In today’s complex automated prepress workflows, performance can still be an issue. For us as developer of solutions for automated PDF processing, performance improvement is always an important topic. However, since the PDF format itself is very complex, there usually can’t be a compromise between accuracy and performance. One example: You can very quickly determine the list of color spaces defined on a page. However, if you want to know what color spaces are actually used on the page then you have to fully analyze the content stream that defines it’s objects. And that can be even more complicated when transparency blend color spaces or DeviceCMYK images that only use one colorant have to be taken into account.
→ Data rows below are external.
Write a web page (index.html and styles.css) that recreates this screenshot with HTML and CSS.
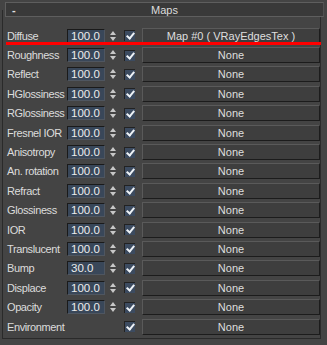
FILE: index.html
```html
<!DOCTYPE html>
<html lang="en">
<head>
<meta charset="UTF-8">
<title>Maps</title>
<link rel="stylesheet" href="styles.css">
</head>
<body>

  <div class="rollout-head"><span class="toggle">-</span><span class="title">Maps</span></div>

  <div class="rollout">
    <div class="row"><span class="lbl">Diffuse</span><span class="num">100.0</span><span class="spin"></span><span class="chk"></span><span class="map">Map #0 ( VRayEdgesTex )</span></div>
    <div class="row"><span class="lbl">Roughness</span><span class="num">100.0</span><span class="spin"></span><span class="chk"></span><span class="map">None</span></div>
    <div class="row"><span class="lbl">Reflect</span><span class="num">100.0</span><span class="spin"></span><span class="chk"></span><span class="map">None</span></div>
    <div class="row"><span class="lbl">HGlossiness</span><span class="num">100.0</span><span class="spin"></span><span class="chk"></span><span class="map">None</span></div>
    <div class="row"><span class="lbl">RGlossiness</span><span class="num">100.0</span><span class="spin"></span><span class="chk"></span><span class="map">None</span></div>
    <div class="row"><span class="lbl">Fresnel IOR</span><span class="num">100.0</span><span class="spin"></span><span class="chk"></span><span class="map">None</span></div>
    <div class="row"><span class="lbl">Anisotropy</span><span class="num">100.0</span><span class="spin"></span><span class="chk"></span><span class="map">None</span></div>
    <div class="row"><span class="lbl">An. rotation</span><span class="num">100.0</span><span class="spin"></span><span class="chk"></span><span class="map">None</span></div>
    <div class="row"><span class="lbl">Refract</span><span class="num">100.0</span><span class="spin"></span><span class="chk"></span><span class="map">None</span></div>
    <div class="row"><span class="lbl">Glossiness</span><span class="num">100.0</span><span class="spin"></span><span class="chk"></span><span class="map">None</span></div>
    <div class="row"><span class="lbl">IOR</span><span class="num">100.0</span><span class="spin"></span><span class="chk"></span><span class="map">None</span></div>
    <div class="row"><span class="lbl">Translucent</span><span class="num">100.0</span><span class="spin"></span><span class="chk"></span><span class="map">None</span></div>
    <div class="row"><span class="lbl">Bump</span><span class="num">30.0</span><span class="spin"></span><span class="chk"></span><span class="map">None</span></div>
    <div class="row"><span class="lbl">Displace</span><span class="num">100.0</span><span class="spin"></span><span class="chk"></span><span class="map">None</span></div>
    <div class="row"><span class="lbl">Opacity</span><span class="num">100.0</span><span class="spin"></span><span class="chk"></span><span class="map">None</span></div>
    <div class="row"><span class="lbl wide">Environment</span><span class="chk"></span><span class="map">None</span></div>
  </div>

  <!-- annotation -->
  <div class="redline"></div>

</body>
</html>
```

FILE: styles.css
```css
body{
  margin:0;
  background:#444444;
  font-family:"Liberation Sans", Arial, sans-serif;
  font-size:11px;
  color:#dcdcdc;
  width:327px;
  height:345px;
  overflow:hidden;
  position:relative;
}
div.rollout-head{
  position:relative;
  z-index:1;
  margin:2px 3px 0 5px;
  height:13px;
  border:1px solid #5e5e5e;
  border-right-color:#505050;
  background:#393939;
  display:flex;
  align-items:center;
}
span.toggle{
  width:12px;
  padding-left:6px;
  font-weight:bold;
  color:#e0e0e0;
}
span.title{
  flex:1;
  text-align:center;
  margin-right:18px;
}
div.rollout{
  margin:-7px 6px 0 2px;
  height:329px;
  box-sizing:border-box;
  border:1px solid #2a2a2a;
  border-top:none;
  padding:16px 0 0 4px;
}
div.row{
  height:19.4px;
  display:grid;
  grid-template-columns:60px 38px 15px 18px 1fr;
  align-items:center;
}
span.lbl{
  white-space:nowrap;
  letter-spacing:-0.4px;
}
span.lbl.wide{ grid-column:1 / 4; }
span.num{
  height:14px;
  box-sizing:border-box;
  border-top:1px solid #1a1a1a;
  border-left:1px solid #1a1a1a;
  border-right:1px solid #4f5660;
  border-bottom:1px solid #4f5660;
  background:#394759;
  color:#ececec;
  font-size:11.5px;
  line-height:12px;
  padding-left:3px;
}
span.spin{
  height:14px;
  margin-left:4px;
  position:relative;
}
span.spin::before,
span.spin::after{
  content:"";
  position:absolute;
  left:1px;
  border-left:3.5px solid transparent;
  border-right:3.5px solid transparent;
}
span.spin::before{
  top:2px;
  border-bottom:4px solid #c8c8c8;
}
span.spin::after{
  top:8px;
  border-top:4px solid #c8c8c8;
}
span.chk{
  width:11px;
  height:11px;
  box-sizing:border-box;
  margin-left:4px;
  border-top:1px solid #222;
  border-left:1px solid #222;
  background:#3c4b60;
  position:relative;
}
span.chk::after{
  content:"";
  position:absolute;
  left:3px;
  top:0px;
  width:3px;
  height:6px;
  border-right:2px solid #eef2f6;
  border-bottom:2px solid #eef2f6;
  transform:rotate(40deg);
}
span.map{
  margin-left:4px;
  height:16px;
  box-sizing:border-box;
  border-top:1px solid #5a5a5a;
  border-left:1px solid #5a5a5a;
  border-right:1px solid #1c1c1c;
  border-bottom:1px solid #1c1c1c;
  background:#3e3e3e;
  text-align:center;
  line-height:14px;
  font-size:11px;
  color:#dedede;
  white-space:nowrap;
}
div.redline{
  position:absolute;
  left:6px;
  top:42px;
  width:315px;
  height:3px;
  background:#ff0000;
}
```
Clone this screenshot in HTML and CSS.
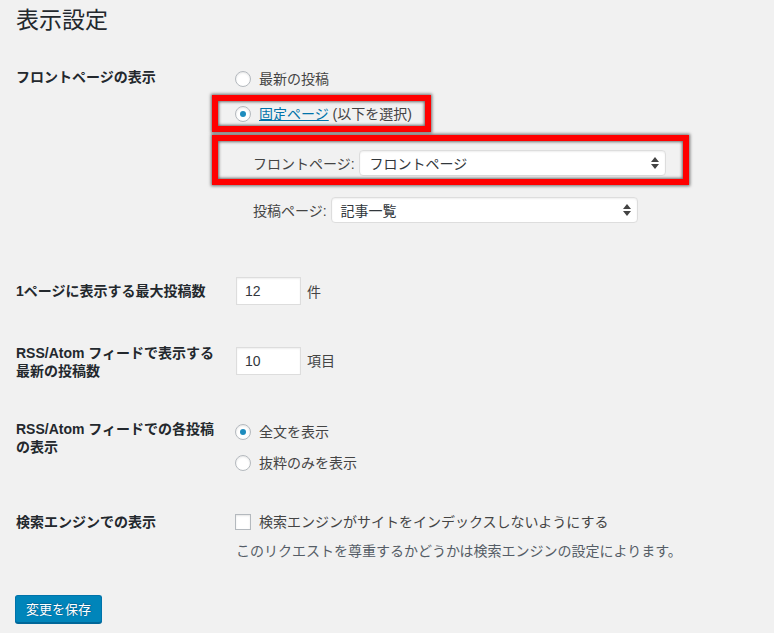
FILE: index.html
```html
<!DOCTYPE html>
<html lang="ja">
<head>
<meta charset="utf-8">
<link rel="stylesheet" href="styles.css">
</head>
<body>
<div class="wrap">
  <h1 class="title">表示設定</h1>

  <div class="row row-front">
    <div class="th">フロントページの表示</div>
    <div class="td">
      <label class="opt"><span class="radio"></span>最新の投稿</label>
      <label class="opt opt-2"><span class="radio checked"></span><a href="#" class="link">固定ページ</a>&nbsp;(以下を選択)</label>
      <div class="sel-row sel-row-1">
        <span class="sel-label">フロントページ:</span>
        <div class="select sel-front"><span>フロントページ</span>
          <svg class="arrows" width="8" height="12" viewBox="0 0 8 12"><path d="M4 0 L8 5 L0 5 Z M0 7 L8 7 L4 12 Z" fill="#444"/></svg>
        </div>
      </div>
      <div class="sel-row sel-row-2">
        <span class="sel-label">投稿ページ:</span>
        <div class="select sel-posts"><span>記事一覧</span>
          <svg class="arrows" width="8" height="12" viewBox="0 0 8 12"><path d="M4 0 L8 5 L0 5 Z M0 7 L8 7 L4 12 Z" fill="#444"/></svg>
        </div>
      </div>
    </div>
  </div>

  <div class="row row-per-page">
    <div class="th th-single">1ページに表示する最大投稿数</div>
    <div class="td td-inline">
      <span class="num-input">12</span><span class="unit">件</span>
    </div>
  </div>

  <div class="row row-rss">
    <div class="th th-double">RSS/Atom フィードで表示する<br>最新の投稿数</div>
    <div class="td td-inline td-rss">
      <span class="num-input">10</span><span class="unit">項目</span>
    </div>
  </div>

  <div class="row row-rss-use">
    <div class="th th-double">RSS/Atom フィードでの各投稿<br>の表示</div>
    <div class="td td-rss-use">
      <label class="opt"><span class="radio checked"></span>全文を表示</label>
      <label class="opt opt-b"><span class="radio"></span>抜粋のみを表示</label>
    </div>
  </div>

  <div class="row row-search">
    <div class="th">検索エンジンでの表示</div>
    <div class="td">
      <label class="opt"><span class="checkbox"></span>検索エンジンがサイトをインデックスしないようにする</label>
      <p class="description">このリクエストを尊重するかどうかは検索エンジンの設定によります。</p>
    </div>
  </div>

  <button class="button-primary">変更を保存</button>

  <div class="annot annot-1"></div>
  <div class="annot annot-2"></div>
</div>
</body>
</html>
```

FILE: styles.css
```css
html, body {
  margin: 0;
  padding: 0;
  background: #f1f1f1;
}
body {
  font-family: "Liberation Sans", "Noto Sans CJK JP", sans-serif;
  font-size: 14px;
  color: #444;
  width: 774px;
  height: 633px;
  overflow: hidden;
}
.wrap {
  position: relative;
  padding-left: 16px;
}
.title {
  margin: 0;
  padding-top: 6px;
  font-size: 23px;
  line-height: 29px;
  font-weight: 400;
  color: #23282d;
}
.row {
  display: grid;
  grid-template-columns: 219px 1fr;
}
.th {
  font-weight: 700;
  color: #23282d;
  line-height: 20px;
}
.row-front { margin-top: 29px; }
.row-front .th { padding-top: 3px; }
.row-front .td { padding-top: 5px; display: flex; flex-direction: column; align-items: flex-start; }

.opt {
  display: flex;
  align-items: center;
  height: 20px;
  line-height: 20px;
  color: #444;
  white-space: nowrap;
}
.opt-2 { margin-top: 15px; }
.radio, .checkbox {
  width: 14px;
  height: 14px;
  border: 1px solid #b4b9be;
  background: #fff;
  box-shadow: inset 0 1px 2px rgba(0,0,0,.1);
  margin-right: 8px;
  flex: none;
  display: flex;
  align-items: center;
  justify-content: center;
}
.radio { border-radius: 50%; }
.radio.checked::before {
  content: "";
  width: 6px;
  height: 6px;
  border-radius: 50%;
  background: #1e8cbe;
}
.link {
  color: #0073aa;
  text-decoration: underline;
}
.sel-row {
  display: flex;
  align-items: center;
  padding-left: 18px;
}
.sel-row-1 { margin-top: 26px; }
.sel-row-2 { margin-top: 21px; }
.sel-label { color: #444; margin-right: 4px; white-space: nowrap; }
.select {
  height: 24px;
  border: 1px solid #ddd;
  border-radius: 4px;
  background: #fff;
  box-shadow: inset 0 1px 2px rgba(0,0,0,.07);
  display: flex;
  align-items: center;
  justify-content: space-between;
  padding: 0 6px 0 10px;
  color: #32373c;
  box-sizing: content-box;
}
.sel-front { width: 289px; }
.sel-posts { width: 290px; padding-left: 9px; }
.arrows { flex: none; }

.row-per-page { margin-top: 54px; }
.th-single { padding-top: 4px; }
.td-inline { display: flex; align-items: center; }
.num-input {
  box-sizing: border-box;
  width: 65px;
  height: 28px;
  border: 1px solid #ddd;
  background: #fff;
  box-shadow: inset 0 1px 2px rgba(0,0,0,.07);
  padding: 0 8px;
  line-height: 26px;
  color: #32373c;
  margin-left: 1px;
}
.unit { margin-left: 6px; color: #444; }

.row-rss { margin-top: 39px; }
.th-double { line-height: 18px; }
.td-rss { align-items: flex-start; padding-top: 3px; }
.td-rss .unit { line-height: 28px; }

.row-rss-use { margin-top: 40px; }
.td-rss-use { padding-top: 2px; }
.opt-b { margin-top: 11px; }

.row-search { margin-top: 39px; }
.checkbox { border-radius: 0; }
.description {
  margin: 9px 0 0 1px;
  line-height: 20px;
  color: #555d66;
}
.button-primary {
  display: block;
  margin: 34px 0 0 -1px;
  height: 28px;
  padding: 0 10px 1px;
  border: 1px solid #0073aa;
  border-bottom-color: #006799;
  border-radius: 3px;
  background: #0085ba;
  box-shadow: 0 1px 0 #006799;
  color: #fff;
  font-family: "Liberation Sans", "Noto Sans CJK JP", sans-serif;
  font-size: 13px;
  text-shadow: 0 -1px 1px #006799, 1px 0 1px #006799;
}

.annot {
  position: absolute;
  border: 6px solid #ff0000;
  box-shadow: 0 0 3px 1px rgba(0,0,0,.55), inset 0 0 3px 1px rgba(0,0,0,.55);
  box-sizing: border-box;
}
.annot-1 { left: 212px; top: 95px; width: 219px; height: 37px; }
.annot-2 { left: 212px; top: 135px; width: 477px; height: 50px; }
```
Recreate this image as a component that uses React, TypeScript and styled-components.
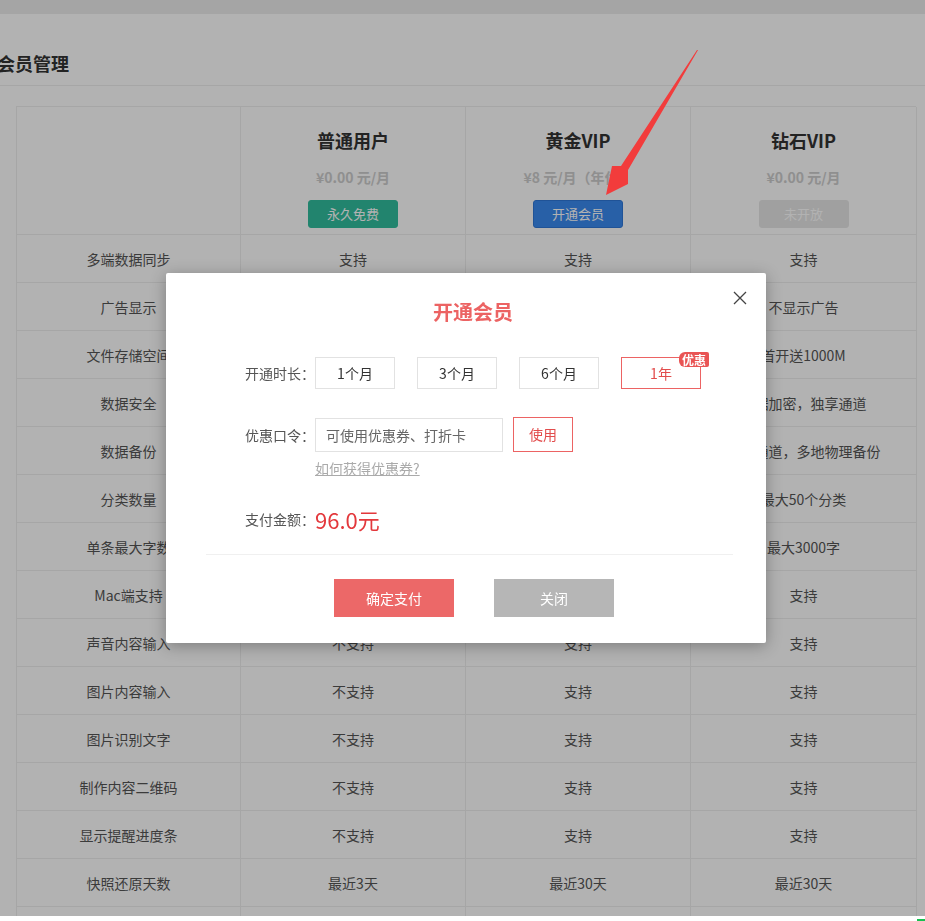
import styled, { createGlobalStyle } from "styled-components";

const GlobalStyle = createGlobalStyle`
  html, body {
    margin: 0;
    padding: 0;
    overflow: hidden;
    background: #fff;
  }
  body {
    font-family: "Noto Sans CJK SC", "Noto Sans", sans-serif;
    color: #555;
  }
`;

const TopStrip = styled.div`
  height: 14px;
  background-color: #ececec;
`;

const Heading = styled.div`
  height: 72px;
  box-sizing: border-box;
  padding-top: 37px;
  border-bottom: 1px solid #eee;
`;

const PageTitle = styled.h2`
  margin: 0 0 0 -3px;
  font-size: 18px;
  line-height: 24px;
  font-weight: bold;
  color: #333;
`;

const TableWrap = styled.div`
  padding: 20px 0 0 16px;
`;

const Grid = styled.div`
  width: 900px;
  display: grid;
  grid-template-columns: 224px 225px 225px 226px;
  border-top: 1px solid #eee;
  border-left: 1px solid #eee;
  box-sizing: border-box;
`;

const HeadCell = styled.div`
  height: 128px;
  box-sizing: border-box;
  padding-top: 21px;
  border-right: 1px solid #eee;
  border-bottom: 1px solid #eee;
  display: flex;
  flex-direction: column;
  align-items: center;
`;

const PlanName = styled.div`
  font-size: 18px;
  line-height: 24px;
  font-weight: bold;
  color: #333;
`;

const PlanPrice = styled.div`
  margin-top: 13px;
  font-size: 14px;
  line-height: 24px;
  font-weight: bold;
  color: #cdcdcd;
`;

const PlanButton = styled.div<{ $bg: string; $line: string }>`
  margin-top: 11px;
  width: 90px;
  height: 28px;
  box-sizing: border-box;
  border: 1px solid ${(p) => p.$line};
  border-radius: 3px;
  background-color: ${(p) => p.$bg};
  color: #fff;
  font-size: 13px;
  line-height: 26px;
  text-align: center;
`;

const Cell = styled.div`
  height: 48px;
  box-sizing: border-box;
  border-right: 1px solid #eee;
  border-bottom: 1px solid #eee;
  display: flex;
  align-items: center;
  justify-content: center;
  font-size: 14px;
  color: #555;
  white-space: nowrap;
`;

const Overlay = styled.div`
  position: fixed;
  inset: 0;
  background-color: rgba(0, 0, 0, 0.3);
  z-index: 10;
`;

const Dialog = styled.div`
  position: fixed;
  left: 166px;
  top: 273px;
  width: 600px;
  box-sizing: border-box;
  padding: 25px 0 26px;
  background-color: #fff;
  border-radius: 2px;
  box-shadow: 0 3px 16px rgba(0, 0, 0, 0.3);
  z-index: 11;
`;

const CloseIcon = styled.svg`
  position: absolute;
  right: 19px;
  top: 18px;
  width: 14px;
  height: 14px;
`;

const DialogTitle = styled.div`
  padding-left: 14px;
  text-align: center;
  font-size: 20px;
  line-height: 28px;
  font-weight: bold;
  color: #ec6363;
`;

const FormRow = styled.div<{ $top: number }>`
  display: flex;
  align-items: center;
  margin-top: ${(p) => p.$top}px;
`;

const Label = styled.div`
  width: 149px;
  text-align: right;
  font-size: 14px;
  color: #555;
`;

const Options = styled.div`
  display: flex;
  gap: 22px;
`;

const Option = styled.div<{ $active?: boolean }>`
  position: relative;
  width: 80px;
  height: 32px;
  box-sizing: border-box;
  border: 1px solid ${(p) => (p.$active ? "#ec6363" : "#e2e2e2")};
  color: ${(p) => (p.$active ? "#e24c4c" : "#333")};
  font-size: 14px;
  line-height: 30px;
  text-align: center;
`;

const Badge = styled.span`
  position: absolute;
  top: -6px;
  right: -9px;
  height: 15px;
  padding: 0 3px;
  border-radius: 6px 2px 2px 6px;
  background-color: #e95454;
  color: #fff;
  font-size: 12px;
  font-weight: bold;
  line-height: 15px;
`;

const CouponInput = styled.input`
  width: 188px;
  height: 34px;
  box-sizing: border-box;
  border: 1px solid #e2e2e2;
  padding: 0 10px;
  font-family: inherit;
  font-size: 14px;
  outline: none;
  &::placeholder {
    color: #666;
  }
`;

const UseButton = styled.div`
  margin-left: 10px;
  width: 60px;
  height: 35px;
  box-sizing: border-box;
  border: 1px solid #ec6363;
  color: #e24c4c;
  font-size: 14px;
  line-height: 33px;
  text-align: center;
`;

const HelpLink = styled.a`
  display: block;
  margin: 6px 0 0 149px;
  font-size: 14px;
  line-height: 20px;
  color: #aaa;
  text-decoration: underline;
`;

const Amount = styled.div`
  font-size: 22px;
  line-height: 30px;
  color: #e3383c;
`;

const Divider = styled.div`
  margin: 20px 33px 0 40px;
  height: 1px;
  background-color: #f0f0f0;
`;

const Footer = styled.div`
  display: flex;
  justify-content: center;
  gap: 40px;
  padding-left: 16px;
  margin-top: 24px;
`;

const FooterButton = styled.div<{ $bg: string }>`
  width: 120px;
  height: 38px;
  background-color: ${(p) => p.$bg};
  color: #fff;
  font-size: 14px;
  line-height: 38px;
  text-align: center;
`;

const ArrowLayer = styled.svg`
  position: fixed;
  left: 0;
  top: 0;
  z-index: 20;
  pointer-events: none;
`;

const BottomStrip = styled.div`
  position: fixed;
  left: 0;
  right: 0;
  bottom: 0;
  height: 5px;
  background-color: #fff;
  z-index: 12;
  display: flex;
  justify-content: flex-end;
  align-items: flex-end;
`;

const GreenMark = styled.span`
  width: 8px;
  height: 2px;
  background-color: #18c050;
`;

const plans = [
  { name: "普通用户", price: "¥0.00 元/月", btn: "永久免费", bg: "#31be9e", line: "#31be9e" },
  { name: "黄金VIP", price: "¥8 元/月（年付）", btn: "开通会员", bg: "#3a8af0", line: "#2f78d8" },
  { name: "钻石VIP", price: "¥0.00 元/月", btn: "未开放", bg: "#e6e6e6", line: "#e6e6e6" },
];

const rows = [
  ["多端数据同步", "支持", "支持", "支持"],
  ["广告显示", "显示广告", "不显示广告", "不显示广告"],
  ["文件存储空间", "100M", "首开送500M", "首开送1000M"],
  ["数据安全", "数据加密", "数据加密，独享通道", "数据加密，独享通道"],
  ["数据备份", "单地备份", "专属通道，多地物理备份", "专属通道，多地物理备份"],
  ["分类数量", "最大10个分类", "最大30个分类", "最大50个分类"],
  ["单条最大字数", "最大500字", "最大2000字", "最大3000字"],
  ["Mac端支持", "不支持", "支持", "支持"],
  ["声音内容输入", "不支持", "支持", "支持"],
  ["图片内容输入", "不支持", "支持", "支持"],
  ["图片识别文字", "不支持", "支持", "支持"],
  ["制作内容二维码", "不支持", "支持", "支持"],
  ["显示提醒进度条", "不支持", "支持", "支持"],
  ["快照还原天数", "最近3天", "最近30天", "最近30天"],
  ["历史版本", "不支持", "支持", "支持"],
];

const durations = ["1个月", "3个月", "6个月", "1年"];

export default function App() {
  return (
    <>
      <GlobalStyle />
      <TopStrip />
      <Heading>
        <PageTitle>会员管理</PageTitle>
      </Heading>
      <TableWrap>
        <Grid>
          <HeadCell />
          {plans.map((plan) => (
            <HeadCell key={plan.name}>
              <PlanName>{plan.name}</PlanName>
              <PlanPrice>{plan.price}</PlanPrice>
              <PlanButton $bg={plan.bg} $line={plan.line}>
                {plan.btn}
              </PlanButton>
            </HeadCell>
          ))}
          {rows.map((row) =>
            row.map((text, i) => <Cell key={row[0] + i}>{text}</Cell>)
          )}
        </Grid>
      </TableWrap>

      <Overlay />

      {/* 开通会员弹窗 */}
      <Dialog>
        <CloseIcon viewBox="0 0 14 14">
          <path d="M1 1L13 13M13 1L1 13" stroke="#444" strokeWidth="1.3" fill="none" />
        </CloseIcon>
        <DialogTitle>开通会员</DialogTitle>

        <FormRow $top={31}>
          <Label>开通时长：</Label>
          <Options>
            {durations.map((d, i) => (
              <Option key={d} $active={i === 3}>
                {d}
                {i === 3 ? <Badge>优惠</Badge> : null}
              </Option>
            ))}
          </Options>
        </FormRow>

        <FormRow $top={28}>
          <Label>优惠口令：</Label>
          <CouponInput placeholder="可使用优惠券、打折卡" />
          <UseButton>使用</UseButton>
        </FormRow>
        <HelpLink>如何获得优惠券?</HelpLink>

        <FormRow $top={26}>
          <Label>支付金额：</Label>
          <Amount>96.0元</Amount>
        </FormRow>

        <Divider />

        <Footer>
          <FooterButton $bg="#ec6868">确定支付</FooterButton>
          <FooterButton $bg="#b6b6b6">关闭</FooterButton>
        </Footer>
      </Dialog>

      {/* 标注箭头 */}
      <ArrowLayer width="925" height="921" viewBox="0 0 925 921">
        <polygon
          points="698,50 628,170 628,184 606,195 612,166 621,166 697,50"
          fill="#f23c3c"
        />
      </ArrowLayer>

      <BottomStrip>
        <GreenMark />
      </BottomStrip>
    </>
  );
}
On the other hand, if in an automated workflow it can be decided fast that a PDF can’t use ICCbased color because it’s list of color spaces does not have any such definitions, that might also help to avoid starting the more thorough engine. While we do rely on APDFL to rasterize pages, we figured that there may be ways to create much faster results.
And this is where our easy-to-use 'PDF information extraction tool'- QuickCheck comes in. It has been designed to deliver results in fractions of seconds and will in various cases be used as a first step in more complex workflow. With this example I do not want to say that you need to combine any color space check with a QuickCheck, the point is that you can use it if performance is an issue in a certain step of an automated workflow.
And it is highly configurable. The point being that you can quickly decide where a PDF should go and how it is being processed in more thorough corrections. Currently, QuickCheck needs fractions of a second for the average prepress PDF, and only a couple seconds for a 1,000 page document like the ISO standard for PDF to report all the supported aspects.
Very early in the project, the possible areas of interest and candidates for Quick Check were figured out like on the document level, is the file damaged or encrypted? Document metadata, Conformance with PDF standards, Output Intent etc. On the other hand, things that could be retrieved on the page level were recognized like page size dimensions, number of pages etc and more like page content and whether color spaces are used (e.g. whether RGB is used), spot colors, fonts, or layer are used.
To be careful to only add aspects to reporting that did not negatively impact performance/execution time, there were various aspects that were kept away from Quick Check. Examples being the use of transparency (opacity, blend mode, soft masks, and so forth), image resolution (or any other information pertaining to images), information about form fields and information about markup annotations or other annotations. This simply does not mean that they would not make it to some future version of pdfToolbox. This blog might be the perfect platform for you to tell us if you want us to add any other retrievable item to Quick Check.
In the upcoming pdfToolbox 11, we have added the possibility of identifying complex PDFs via QuickCheck by looking into the length of content streams and take that as an indicator. This addresses issues with long running PDFs blocking workflows. With this simple and very fast check, there is a good indicator for the complexity of a PDF file or page. In time critical situations, suspects can then be put on hold to be processed when there is less pressure.